Maybe 2000 years ago, the sight on people in robes surrounded by candles in a dimly-lit room wouldn't have batted an eye, unless you were Roman, and the need for one of the men, rainbow kilt and all, to carry a sword might have made even more sense. But since 1931, I doubt any Zion Revisionist who was worth their weight in Watch Tower magazines would have been adequately prepared of the sight of a flaming gay Hagrid looming over them. And welcoming them, with a weapon, to a room full of candles, people in robes, a large pentacle, and smelling of meat and fresh bread. The comment, "We have been expecting you, where have you been...?" was also not helping.

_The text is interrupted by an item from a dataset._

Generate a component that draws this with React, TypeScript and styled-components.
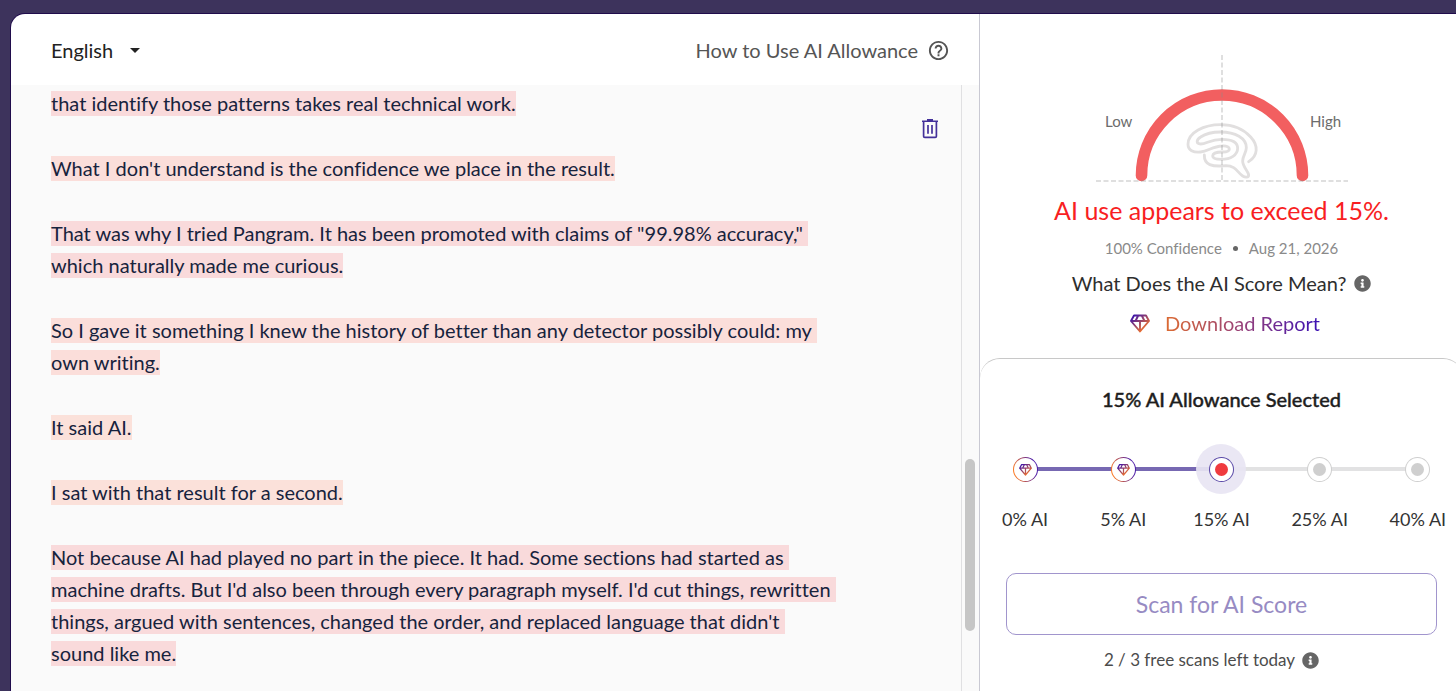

The most awkward of pauses hung in the air like a balloon net filled with bowling equipment.
"Um..." said a young woman at the door, breaking the silence. I recall she was wearing a navy blue blazer and an expression on her face that suggested a beach before a tidal wave, with the color draining from her face just before a wave of fear washed over her. "I see we have... interrupted... something." The young man standing with her was turning pale, his life flashing before his eyes, possibly wondering if his last mortal thought would be, "I thought devil worshiping was a metaphor!" Both backed away, nodded politely, and left.
Tynie quietly closed the door, and there was only a brief moment of dead silence that ended with a mass eruption of peals of laughter.
There is a second part of this story, which sadly only lies in the minds of two young missionaries. Did they tell anyone of what they saw? Did it drive them deeper into the warm and sheltering fold of their religion? Or did it drive them away, mad into the streets? We shall never know. They never came back.
To this day, I wish I could summon such a group to my door when solicitors arrived.